In my experience, you must hold every single employee and department accountable for the customer experience. No matter the role they play within the company, employees must understand how their job impacts customers or other departments that directly deal with customers. For example, if the shipping department shipped something out late and the company wasn’t able to bill it in this month’s cycle, it has impacted revenue.

Chain reactions such as this eventually affect everyone and make it difficult for departments to reach desired performance levels. A good starting place is to share customer feedback with key departments. There’s nothing more poignant than reading live data from a customer.

The next component of accountability is compensating employees in a way that is directly correlated with customer churn. So you’re compensating them appropriately when customers leave or when new revenue is signed and driving the right behavior through the whole operation and shipping/delivery cycle.

How can companies impact their customers’ perceived value?

Customers want to feel that they’re getting more for their money. It can be as simple as an account executive taking the time to walk a customer through his or her bill or adding on an additional feature to the product for a reduced cost.

For example, a company like ours needs to make sure that the company using our solutions understands not just what the solution is but also the applications and features of the solution. Offering training or extra support materials can be a great added value that a competitor may not offer.

What strategies can companies use to create customer loyalty?

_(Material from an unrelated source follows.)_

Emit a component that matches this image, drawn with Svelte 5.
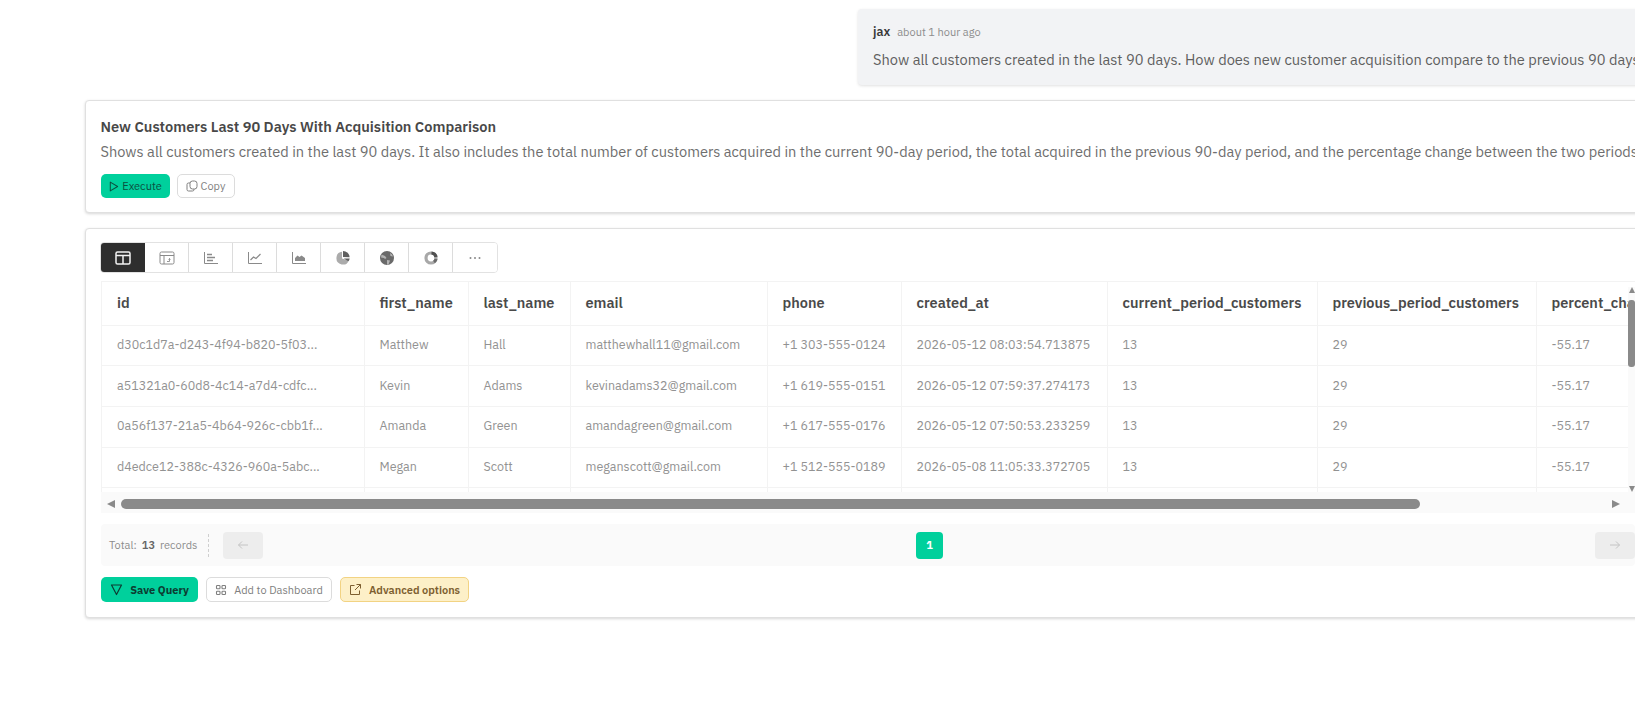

A company must define itself in order to be differentiated by the type of loyalty programs it offers. For example, a law firm needs to offer strong relationship loyalty and provide its high-level customers with a high-touch experience, whether it’s being available to them more often or providing consulting services. Other companies might offer what’s called program loyalty. A good example of program loyalty would be a frequent buyer program, where the more business you do with someone, the more discounts you get. Offering customers incentives or discounts for providing a lead or referral also builds strong loyalty.

It’s also extremely important to have a consistent program where you can measure customer satisfaction. Whether that is through events or through regular surveying, feedback from customers gives you the information you need to begin building both proactive as well as reactive loyalty efforts.